#### STORED DATA:

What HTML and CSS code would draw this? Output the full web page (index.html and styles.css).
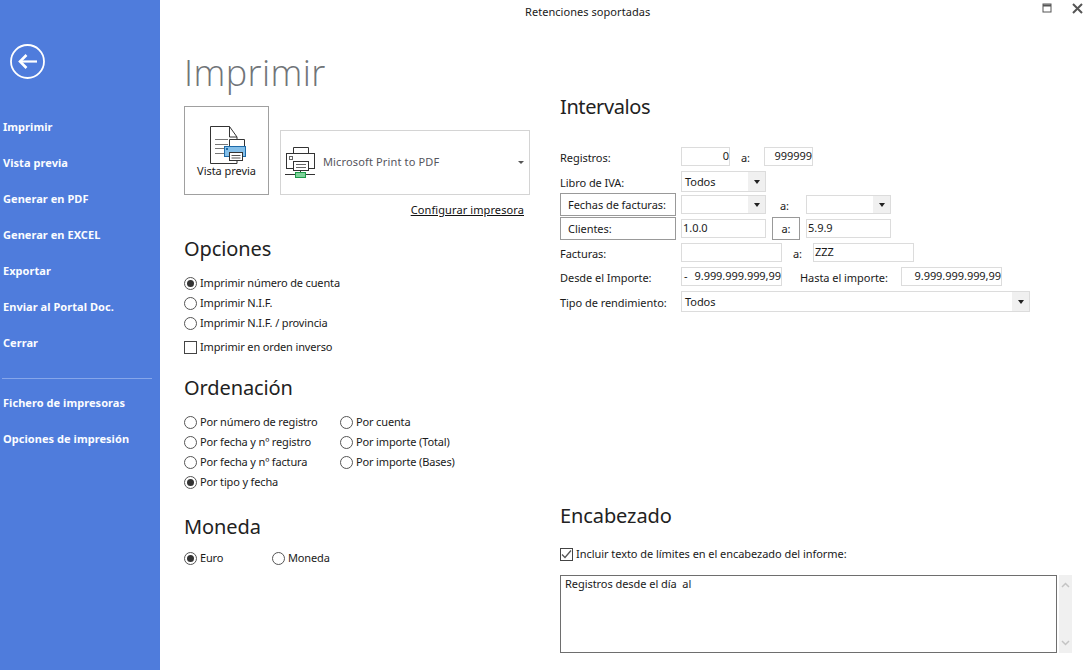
FILE: index.html
```html
<!DOCTYPE html>
<html lang="es">
<head>
<meta charset="utf-8">
<title>Retenciones soportadas</title>
<link rel="stylesheet" href="styles.css">
</head>
<body>
<div class="app">
  <aside class="side">
    <svg class="back" width="35" height="35" viewBox="0 0 35 35" fill="none" stroke="#fff">
      <circle cx="17.500" cy="17.500" r="16.500" stroke-width="1.800"/>
      <path d="M27 17.500H11" stroke-width="2.200"/>
      <path d="M16.500 11l-6.500 6.500 6.500 6.500" stroke-width="2.600"/>
    </svg>
    <nav class="nav">
      <a>Imprimir</a><a>Vista previa</a><a>Generar en PDF</a><a>Generar en EXCEL</a><a>Exportar</a><a>Enviar al Portal Doc.</a><a>Cerrar</a>
    </nav>
    <hr class="sep">
    <nav class="nav">
      <a>Fichero de impresoras</a><a>Opciones de impresión</a>
    </nav>
  </aside>
  <main class="main">
    <header class="bar">
      <span class="wintitle">Retenciones soportadas</span>
      <svg class="winbtn" width="10" height="10" viewBox="0 0 10 10" fill="none" stroke="#555"><rect x="1" y="1" width="8" height="8"/><path d="M1 2.500h8" stroke-width="2"/></svg>
      <svg class="winbtn close" width="11" height="11" viewBox="0 0 11 11" fill="none" stroke="#555" stroke-width="2"><path d="M1 1l9 9M10 1l-9 9"/></svg>
    </header>
    <div class="cols">
      <section class="left">
        <h1>Imprimir</h1>
        <div class="printrow">
          <button class="preview">
            <svg width="41" height="38" viewBox="0 0 41 38" fill="none">
              <path d="M18.500 37.500H4.500V.5h19l7.500 10.500v2.500M31 34v3.500H18" stroke="#333"/>
              <path d="M23.500 .5v10.500H31" stroke="#333"/>
              <path d="M9 13.500h13M9 18.500h13M9 22.500h9M9 27.500h9" stroke="#777"/>
              <path d="M23.500 20.500v-7h15v7" fill="#fff" stroke="#333"/>
              <rect x="18.500" y="20.500" width="21" height="10" fill="#84bfe9" stroke="#1d6aa8"/>
              <rect x="20" y="22" width="2" height="2" fill="#1d6aa8"/>
              <rect x="23.500" y="26.500" width="13" height="8" fill="#fff" stroke="#333"/>
              <path d="M25.500 29.500h9M25.500 32h9" stroke="#555"/>
            </svg>
            <span>Vista previa</span>
          </button>
          <div class="printer">
            <svg width="32" height="31" viewBox="0 0 32 31" fill="none">
              <path d="M9.500 6.500v-6h15v6" stroke="#333"/>
              <rect x="2.500" y="6.500" width="28" height="15" fill="#fff" stroke="#333"/>
              <rect x="5.500" y="9.500" width="3" height="3" stroke="#666"/>
              <rect x="9.500" y="14.500" width="15" height="9" fill="#fff" stroke="#333"/>
              <path d="M12 17.500h10M12 20.500h10" stroke="#666"/>
              <path d="M1 27.500h30M16.500 23.500v2" stroke="#333"/>
              <rect x="11.500" y="25.500" width="10" height="5" fill="#7fd39a" stroke="#1f9a4a"/>
            </svg>
            <span class="pname">Microsoft Print to PDF</span>
            <i class="caret small"></i>
          </div>
        </div>
        <div class="cfg"><a>Configurar impresora</a></div>
        <h2 class="h-op">Opciones</h2>
        <div class="list">
          <label class="opt"><i class="radio on"></i>Imprimir número de cuenta</label>
          <label class="opt"><i class="radio"></i>Imprimir N.I.F.</label>
          <label class="opt"><i class="radio"></i>Imprimir N.I.F. / provincia</label>
          <label class="opt chk"><i class="box"></i>Imprimir en orden inverso</label>
        </div>
        <h2 class="h-ord">Ordenación</h2>
        <div class="ordgrid">
          <label class="opt"><i class="radio"></i>Por número de registro</label>
          <label class="opt"><i class="radio"></i>Por cuenta</label>
          <label class="opt"><i class="radio"></i>Por fecha y nº registro</label>
          <label class="opt"><i class="radio"></i>Por importe (Total)</label>
          <label class="opt"><i class="radio"></i>Por fecha y nº factura</label>
          <label class="opt"><i class="radio"></i>Por importe (Bases)</label>
          <label class="opt"><i class="radio on"></i>Por tipo y fecha</label>
        </div>
        <h2 class="h-mon">Moneda</h2>
        <div class="monrow">
          <label class="opt"><i class="radio on"></i>Euro</label>
          <label class="opt"><i class="radio"></i>Moneda</label>
        </div>
      </section>
      <section class="right">
        <h2 class="h-int">Intervalos</h2>
        <div class="row r-reg">
          <span class="lab">Registros:</span>
          <div class="field num w49">0</div><span class="a a1">a:</span><div class="field num w49">999999</div>
        </div>
        <div class="row r-lib">
          <span class="lab">Libro de IVA:</span>
          <div class="combo w85">Todos<b><i class="caret"></i></b></div>
        </div>
        <div class="row r-box">
          <span class="lab boxed">Fechas de facturas:</span>
          <div class="combo short w85"><b><i class="caret"></i></b></div><span class="a a2">a:</span><div class="combo short w85"><b><i class="caret"></i></b></div>
        </div>
        <div class="row r-box">
          <span class="lab boxed">Clientes:</span>
          <div class="field w85">1.0.0</div><span class="a a3">a:</span><div class="field w85">5.9.9</div>
        </div>
        <div class="row r-fac">
          <span class="lab">Facturas:</span>
          <div class="field w101"></div><span class="a a4">a:</span><div class="field w101">ZZZ</div>
        </div>
        <div class="row r-imp">
          <span class="lab">Desde el Importe:</span>
          <div class="field num w101 split"><span>-</span><span>9.999.999.999,99</span></div><span class="hasta">Hasta el importe:</span><div class="field num w101">9.999.999.999,99</div>
        </div>
        <div class="row r-imp tall">
          <span class="lab">Tipo de rendimiento:</span>
          <div class="combo wide">Todos<b><i class="caret"></i></b></div>
        </div>
        <h2 class="h-enc">Encabezado</h2>
        <label class="opt inc"><i class="box tick"><svg width="13" height="13" viewBox="0 0 13 13" fill="none" stroke="#555" stroke-width="1.300"><path d="M2 6.500l3 3 6-7"/></svg></i>Incluir texto de límites en el encabezado del informe:</label>
        <div class="memo">
          <div class="memotext">Registros desde el día&nbsp; al</div>
          <div class="scroll">
            <svg width="9" height="6" viewBox="0 0 9 6" fill="none" stroke="#c4c4c4" stroke-width="1.500"><path d="M1 5l3.500-3.500L8 5"/></svg>
            <svg width="9" height="6" viewBox="0 0 9 6" fill="none" stroke="#c4c4c4" stroke-width="1.500"><path d="M1 1l3.500 3.500L8 1"/></svg>
          </div>
        </div>
      </section>
    </div>
  </main>
</div>
</body>
</html>
```
FILE: styles.css
```css
* { box-sizing: border-box; }
html, body { margin: 0; height: 100%; overflow: hidden; background: #fff; }
body { font: 11px/14px "Noto Sans", sans-serif; color: #1a1a1a; letter-spacing: -.05px; }
.app { display: flex; width: 1091px; height: 670px; }

.side { width: 160px; flex: none; background: #4f7cdc; color: #fff; padding: 44px 0 0 3px; }
.back { display: block; margin: 0 0 0 7px; }
.nav { display: flex; flex-direction: column; letter-spacing: .05px; }
.nav a { height: 36px; line-height: 36px; font-weight: 700; color: #fbfcff; }
.side > .nav:first-of-type { margin-top: 30px; }
.sep { margin: 17px 8px 6px -1px; border: 0; border-top: 1px solid #86a6ea; height: 0; }

.main { flex: 1; min-width: 0; }
.bar { display: flex; align-items: center; height: 24px; padding-left: 365px; }
.wintitle { flex: 1; letter-spacing: .05px; }
.winbtn { margin-right: 21px; margin-top: -8px; }
.winbtn.close { margin-right: 8px; margin-left: -1px; }

.cols { display: flex; padding-left: 24px; }
.left { width: 346px; flex: none; }
.right { margin-left: 30px; flex: 1; }

h1 { margin: 27px 0 0; font: 300 36px/44px "Open Sans", sans-serif; letter-spacing: .4px; color: #707478; }
h2 { margin: 0; font: 400 20px/26px "Noto Sans", sans-serif; letter-spacing: -.1px; color: #222; }

.printrow { display: flex; align-items: flex-end; gap: 11px; margin-top: 11px; }
.preview { width: 85px; height: 89px; padding: 0; border: 1px solid #a0a0a0; background: #fff; font: inherit; letter-spacing: inherit; color: inherit; display: flex; flex-direction: column; align-items: center; padding-top: 19px; }
.preview svg { display: block; }
.printer { width: 250px; height: 65px; border: 1px solid #d4d4d4; display: flex; align-items: center; padding: 0 5px 0 3px; }
.pname { margin: -2px 0 0 7px; flex: 1; color: #55555d; letter-spacing: .14px; }

.caret { display: block; width: 0; height: 0; border: 3px solid transparent; border-top: 4px solid #222; border-bottom: 0; }
.caret.small { border-width: 3px 3px 0; border-top-color: #555; }

.cfg { text-align: right; margin-top: 8px; padding-right: 6px; line-height: 14px; letter-spacing: .1px; }
.cfg a { text-decoration: underline; color: #111; }

.h-op { margin-top: 19px; }
.h-ord { margin-top: 18px; }
.h-mon { margin-top: 22px; }
.list { margin-top: 11px; }

.opt { display: flex; align-items: center; height: 20px; white-space: nowrap; letter-spacing: -.15px; }
.opt.chk { margin-top: 4px; }
.opt.inc { letter-spacing: -.05px; }
.radio { width: 13px; height: 13px; border: 1px solid #555; border-radius: 50%; margin-right: 3px; flex: none; background: #fff; }
.radio.on::after { content: ""; display: block; width: 7px; height: 7px; margin: 2px; border-radius: 50%; background: #333; }
.box { width: 13px; height: 13px; border: 1px solid #444; margin-right: 3px; flex: none; display: block; }
.tick svg { display: block; margin: -1px; }

.ordgrid { display: grid; grid-template-columns: 156px 1fr; margin-top: 11px; }
.monrow { display: flex; margin-top: 8px; }
.monrow .opt:first-child { width: 88px; }

.h-int { margin-top: 70px; margin-bottom: 27px; letter-spacing: -.4px; }
.row { display: flex; align-items: center; }
.r-reg { height: 19px; }
.r-lib { height: 21px; margin-top: 5px; }
.r-box { height: 23px; margin-top: 1px; }
.r-fac { height: 19px; margin-top: 3px; }
.r-imp { height: 19px; margin-top: 5px; }
.r-imp.tall { height: 21px; }
.lab { width: 121px; flex: none; padding-top: 2px; }
.lab.boxed { width: 116px; height: 23px; margin-right: 5px; border: 1px solid #999; padding: 0 0 0 7px; line-height: 21px; }
.field, .combo { height: 19px; border: 1px solid #dcdcdc; line-height: 16px; padding: 0 1px; flex: none; white-space: nowrap; }
.num { text-align: right; padding-right: 0; }
.split { display: flex; justify-content: space-between; padding-left: 2px; }
.w49 { width: 49px; }
.w85 { width: 85px; }
.w101 { width: 101px; }
.combo { display: flex; align-items: center; justify-content: space-between; padding: 0 0 0 3px; height: 21px; }
.combo.short { height: 19px; }
.combo.wide { width: 349px; }
.combo b { width: 17px; margin-left: auto; align-self: stretch; background: #f0f0f0; display: flex; align-items: center; justify-content: center; font-weight: 400; }
.a { flex: none; padding-top: 2px; }
.a1 { margin: 0 11px; width: 12px; }
.a2 { margin: 0 15px 0 14px; width: 11px; }
.a3 { margin: 0 6px; width: 28px; height: 23px; border: 1px solid #999; text-align: center; line-height: 21px; padding-top: 0; }
.a4 { margin: 0 11px; width: 9px; }
.hasta { width: 101px; margin-left: 18px; flex: none; padding-top: 2px; }

.h-enc { margin-top: 191px; }
.inc { margin-top: 15px; }
.memo { display: flex; gap: 2px; margin-top: 11px; height: 78px; }
.memotext { width: 497px; border: 1px solid #6e6e6e; padding: 1px 4px; }
.scroll { width: 13px; background: #f0f0f0; display: flex; flex-direction: column; justify-content: space-between; align-items: center; padding: 7px 0; }
```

#### WRITTEN PROBLEM:
From the listing above, copy out each line where the word "index" appears.

#### EXERCISE RESPONSE:
What HTML and CSS code would draw this? Output the full web page (index.html and styles.css).
FILE: index.html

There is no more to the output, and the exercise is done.